Le traducteur aurait pu éviter de traduire «
Chuck » par «
mandrin » à cause de la majuscule, mais il n'a aucun moyen de savoir si « dies » est le verbe « mourir » ou le nom « matrices ». Ce problème est particulièrement frappant dans les phrases anglaises courtes, qui ne sont pas nécessairement pourvues d'un verbe, et comme on peut en trouver dans les titres des journaux, ou encore dans une page de garde d'un site Internet.
Certes, le traducteur de Google n'est sans doute pas le plus élaboré, mais il faut bien comprendre que ces erreurs de traduction ne relèvent pas du tout d'une complexité de la grammaire de la langue cible, mais bien d'un problème profond de compréhension du sens de la phrase originale. La langue anglaise possède une syntaxe et une grammaire plus rudimentaires que beaucoup d'autres langues à déclinaisons, ce qui en fait une langue peu précise et polysémique.

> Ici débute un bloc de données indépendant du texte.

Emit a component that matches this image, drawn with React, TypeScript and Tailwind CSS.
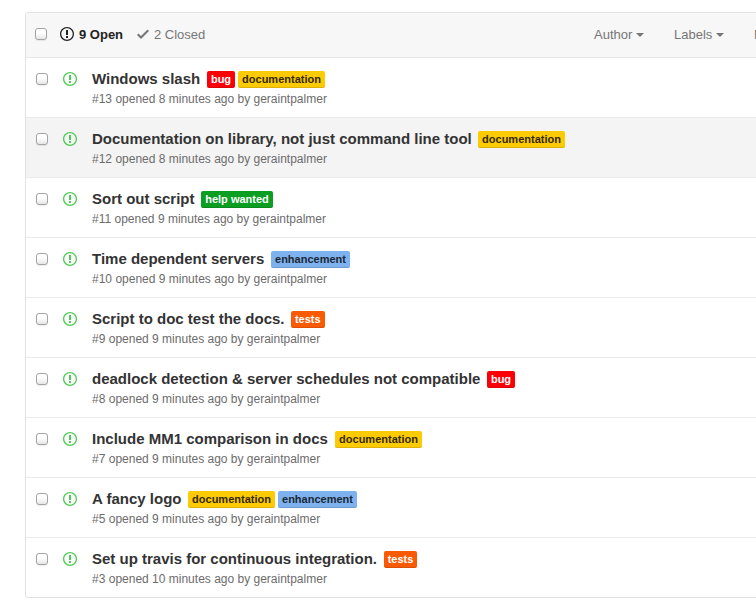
type LabelName = 'bug' | 'documentation' | 'help wanted' | 'enhancement' | 'tests';

const labelStyles: Record<LabelName, string> = {
  bug: 'w-[28px] bg-[#fc0007] text-white',
  documentation: 'w-[87px] bg-[#fdcb04] text-[#332900]',
  'help wanted': 'w-[72px] bg-[#0a9e23] text-white',
  enhancement: 'w-[79px] bg-[#7db2ee] text-[#1c2733]',
  tests: 'w-[33.5px] bg-[#fb5a04] text-white',
};

const issues: { id: number; title: string; titleWidth: string; minutes: number; labels: LabelName[] }[] = [
  { id: 13, title: 'Windows slash', titleWidth: 'w-[115px]', minutes: 8, labels: ['bug', 'documentation'] },
  { id: 12, title: 'Documentation on library, not just command line tool', titleWidth: 'w-[386px]', minutes: 8, labels: ['documentation'] },
  { id: 11, title: 'Sort out script', titleWidth: 'w-[109px]', minutes: 9, labels: ['help wanted'] },
  { id: 10, title: 'Time dependent servers', titleWidth: 'w-[179px]', minutes: 9, labels: ['enhancement'] },
  { id: 9, title: 'Script to doc test the docs.', titleWidth: 'w-[199px]', minutes: 9, labels: ['tests'] },
  { id: 8, title: 'deadlock detection & server schedules not compatible', titleWidth: 'w-[395px]', minutes: 9, labels: ['bug'] },
  { id: 7, title: 'Include MM1 comparison in docs', titleWidth: 'w-[243px]', minutes: 9, labels: ['documentation'] },
  { id: 5, title: 'A fancy logo', titleWidth: 'w-[96px]', minutes: 9, labels: ['documentation', 'enhancement'] },
  { id: 3, title: 'Set up travis for continuous integration.', titleWidth: 'w-[291.8px]', minutes: 10, labels: ['tests'] },
];

function Checkbox({ className = '' }: { className?: string }) {
  return (
    <span
      role="checkbox"
      aria-checked="false"
      className={`block size-3 shrink-0 rounded-[3px] border border-[#a3a3a3] bg-linear-to-b from-white from-40% to-[#e6e6e6] shadow-[0_1px_1px_rgba(0,0,0,0.08)] ${className}`}
    />
  );
}

function IssueIcon({ className }: { className: string }) {
  return (
    <svg viewBox="0 0 14 16" className={`h-4 w-3.5 shrink-0 fill-current ${className}`}>
      <path d="M7 2.3c3.14 0 5.7 2.56 5.7 5.7s-2.56 5.7-5.7 5.7A5.71 5.71 0 0 1 1.3 8c0-3.14 2.56-5.7 5.7-5.7zM7 1C3.14 1 0 4.14 0 8s3.14 7 7 7 7-3.14 7-7-3.14-7-7-7zm1 3H6v5h2V4zm0 6H6v2h2v-2z" />
    </svg>
  );
}

function Caret() {
  return <span className="ml-1 mt-px border-x-4 border-t-4 border-x-transparent border-t-[#767676]" />;
}

export default function App() {
  return (
    <div className="h-[615px] w-[756px] overflow-hidden bg-white pl-[25px] pt-3 font-['Liberation_Sans',Arial,sans-serif]">
      <div className="w-[980px] rounded-[3px] border border-[#e2e2e2]">
        <div className="flex h-[45px] items-center border-b border-[#e8e8e8] bg-[#f7f7f7] pb-px pl-[9px] text-[13px] text-[#767676]">
          <Checkbox className="mb-px" />
          <IssueIcon className="mb-px ml-[13px] text-[#222]" />
          <span className="ml-[5px] w-[45px] whitespace-nowrap font-bold text-[#222]">9 Open</span>
          <svg viewBox="0 0 12 16" className="mb-px ml-[13px] h-4 w-3 fill-[#767676]">
            <path d="M12 5l-8 8-4-4 1.5-1.5L4 10l6.5-6.5L12 5z" />
          </svg>
          <span className="ml-[5px] w-[52px] whitespace-nowrap">2 Closed</span>
          <div className="ml-[388px] flex w-[50px] items-center">Author<Caret /></div>
          <div className="ml-[30px] flex w-[50px] items-center">Labels<Caret /></div>
          <div className="ml-[30px]">Milestones</div>
        </div>
        {issues.map((issue) => (
          <div
            key={issue.id}
            className={`flex h-[60px] border-b border-[#eaeaea] pl-2.5 last:h-[59px] last:border-b-0 ${issue.id === 12 ? 'bg-[#f4f4f4]' : ''}`}
          >
            <div className="flex h-[42px] items-center">
              <Checkbox />
              <IssueIcon className="ml-[15px] text-[#4fcb53]" />
            </div>
            <div className="ml-[15px] pt-3">
              <div className="flex h-[18px] items-center">
                <span className={`${issue.titleWidth} shrink-0 whitespace-nowrap text-[15px] font-bold text-[#333]`}>{issue.title}</span>
                <div className="flex gap-[3px] pt-px">
                  {issue.labels.map((label) => (
                    <span
                      key={label}
                      className={`${labelStyles[label]} flex h-[17px] items-center justify-center whitespace-nowrap rounded-[2px] text-[11px] font-bold shadow-[inset_0_-1px_0_rgba(0,0,0,0.12)]`}
                    >
                      {label}
                    </span>
                  ))}
                </div>
              </div>
              <p className="mt-[3px] whitespace-nowrap text-[12px] leading-4 text-[#6c6c6c]">
                #{issue.id} opened {issue.minutes} minutes ago by geraintpalmer
              </p>
            </div>
          </div>
        ))}
      </div>
    </div>
  );
}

Il existe bien entendu des ambiguïtés dans les langues française, allemande, etc., mais elles sont en nombre infiniment moindre que dans la langue anglaise pour laquelle un même mot peut servir de nom, de verbe ou d'adjectif et qui enfile les substantifs les uns derrière les autres en laissant au lecteur ou à l'auditeur le soin de trouver leurs liens. Le traducteur automatique de Google figure ces liens par le mot « de », car il n'a guère de moyens de savoir si d'autres mots tels que « pour », « à », etc. ou une autre construction, ne seraient pas mieux adaptés.
Une traduction automatique de l'allemand, du français ou de l'italien vers l'anglais donne certes des choses souvent amusantes, mais il s'agit alors beaucoup plus souvent de problèmes d'idiomes ou de sens précis d'un mot particulier que de problèmes de compréhension de la construction de la phrase.
Je suis informaticien ; dans un document d'un fournisseur de matériel pour réseaux, je relève, au hasard :
«
WAN service provider toll network » (WAN est un acronyme signifiant « réseau étendu »).
Mot à mot, en conservant l'acronyme, cette phrase signifie «
WAN service fournisseur péage réseau ».
Le lecteur, en recréant les liens qui ne sont figurés dans cette phrase que par la place des noms, doit comprendre qu'on parle d'un réseau payant géré par un fournisseur de services spécialisé dans les réseaux étendus ....
Si vous traduisez mot à mot «
World Trade Center », vous obtenez «
Monde Commerce Centre ». S'agit-il du «
centre DU commerce mondial », du «
centre De commerce mondial » ou du «
centre mondial du commerce » ... ? Au lecteur de faire son appréciation.
Comment traduisez-vous «
professeur anglais » ? Par «
English teacher ». Comment traduisez-vous «
professeur d'anglais » ? Encore par «
English teacher » !
Le fait qu'un même mot puisse servir d'adjectif, de substantif ou de verbe est également la source d'un grand nombre d'ambiguïtés. Que signifie «
Empty glasses » ? Aussi bien «
verres vides » que «
videz les verres » (ou «
vide les verres »).
Comment savoir si «
Time flies » signifie «
le temps passe » ou «
chronométrez les mouches » ?
Ce ne sont pas là de simples jeux de mots comme on en trouve dans toutes les langues ; ils mettent en évidence que c'est la structure même de cette langue qui est un grave obstacle à la compréhension d'un texte court par un automate.
L'ambiguïté est dans l'absolu aussi grande pour un humain, mais il s'en tire grâce au contexte et grâce à son expérience lui permettant de choisir le sens le plus probable et le plus pertinent. Le cas le plus célèbre d'imprécision est celui de cette résolution de l'ONU demandant à Israël son retrait «
from occupied territories » : les Israéliens comprennent «
DE territoires occupés » mais les Palestiniens, qui s'appuient sur la version française, lisent «
DES territoires occupés », or la formulation anglaise signifie aussi bien l'un que l'autre.
Mon but n'est pas de montrer que la langue anglaise serait stupide ou autre; il est de vous montrer qu'il serait bon de cesser de faire comprendre à vos lecteurs francophones que leur langue (votre propre langue) serait inapte à la communication, et que la langue anglaise s'imposerait au monde par la seule grâce de ses supposées qualités intrinsèques qui en feraient une merveilleuse langue de communication.